On the flip side, bulls might now wait for a sustained strength beyond the $2,700 mark before placing fresh bets. Given that oscillators on the daily chart have been gaining positive traction and are still far from being in the overbought territory, the Gold price might then climb to the $2,715 region en route to the $2,730-2,732 area and the $2,746-2,748 supply zone.
Interest rates FAQs
Interest rates are charged by financial institutions on loans to borrowers and are paid as interest to savers and depositors. They are influenced by base lending rates, which are set by central banks in response to changes in the economy. Central banks normally have a mandate to ensure price stability, which in most cases means targeting a core inflation rate of around 2%. If inflation falls below target the central bank may cut base lending rates, with a view to stimulating lending and boosting the economy. If inflation rises substantially above 2% it normally results in the central bank raising base lending rates in an attempt to lower inflation.
Higher interest rates generally help strengthen a country’s currency as they make it a more attractive place for global investors to park their money.
Higher interest rates overall weigh on the price of Gold because they increase the opportunity cost of holding Gold instead of investing in an interest-bearing asset or placing cash in the bank. If interest rates are high that usually pushes up the price of the US Dollar (USD), and since Gold is priced in Dollars, this has the effect of lowering the price of Gold.

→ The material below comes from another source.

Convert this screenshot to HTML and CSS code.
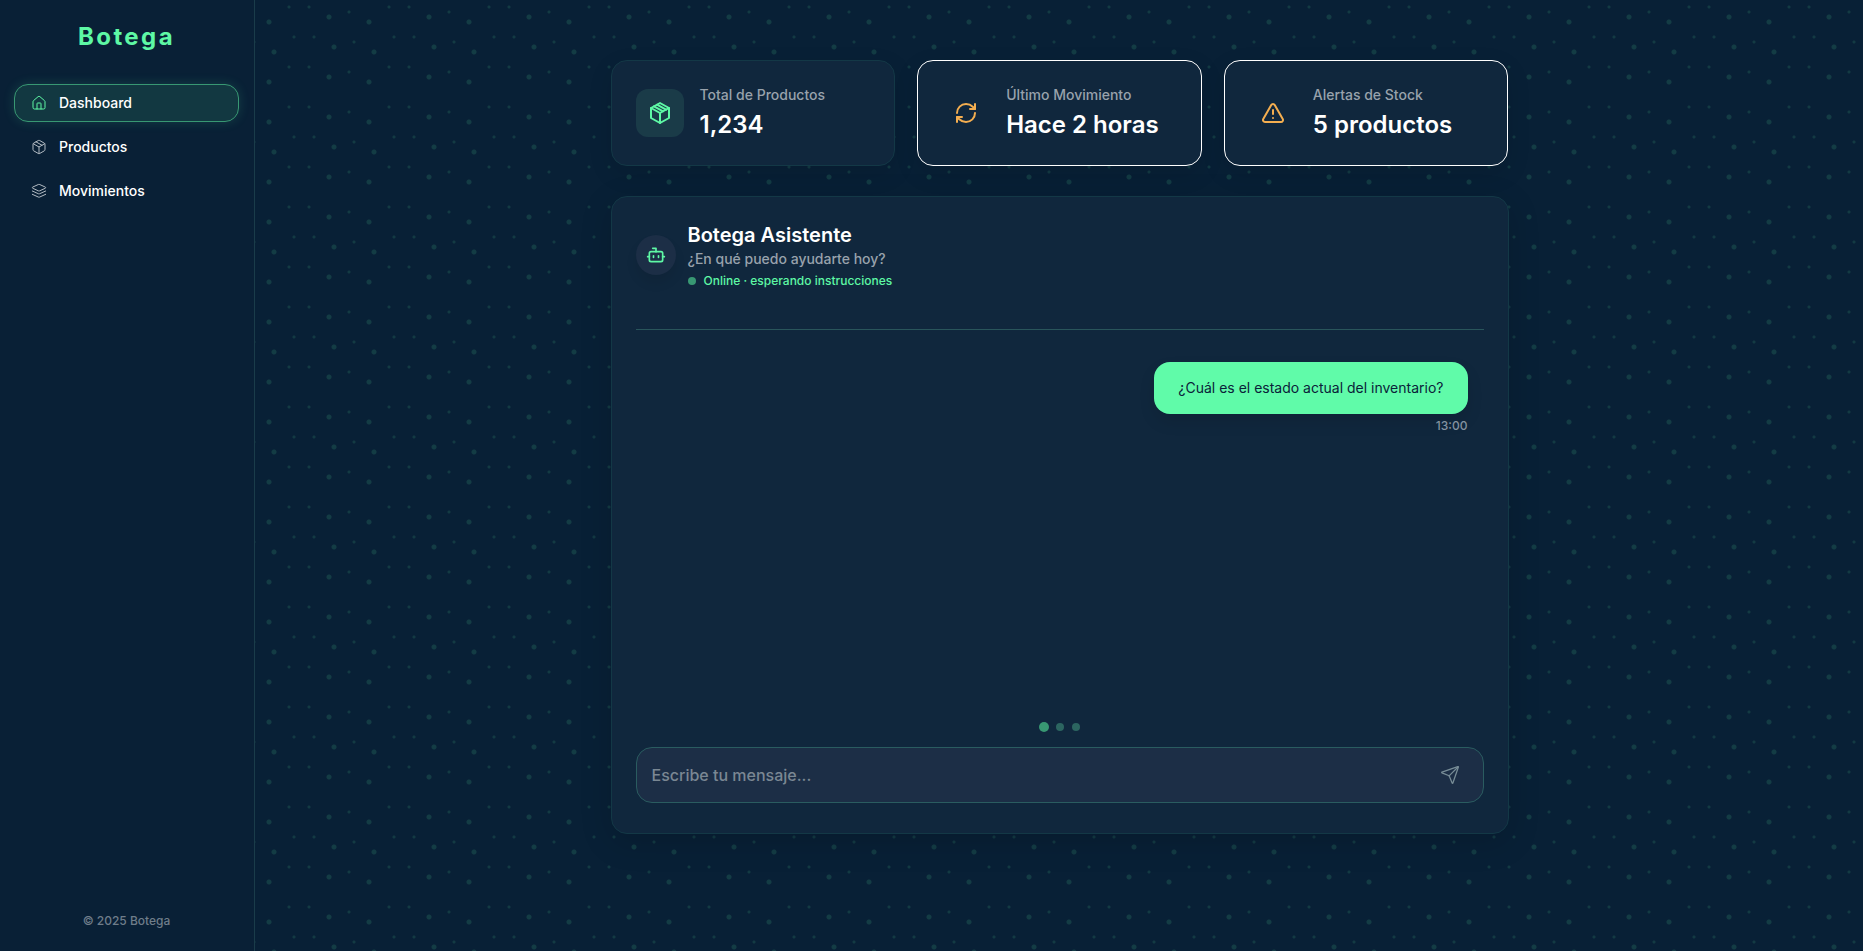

The Fed funds rate is the overnight rate at which US banks lend to each other. It is the oft-quoted headline rate set by the Federal Reserve at its FOMC meetings. It is set as a range, for example 4.75%-5.00%, though the upper limit (in that case 5.00%) is the quoted figure. Market expectations for future Fed funds rate are tracked by the CME FedWatch tool, which shapes how many financial markets behave in anticipation of future Federal Reserve monetary policy decisions.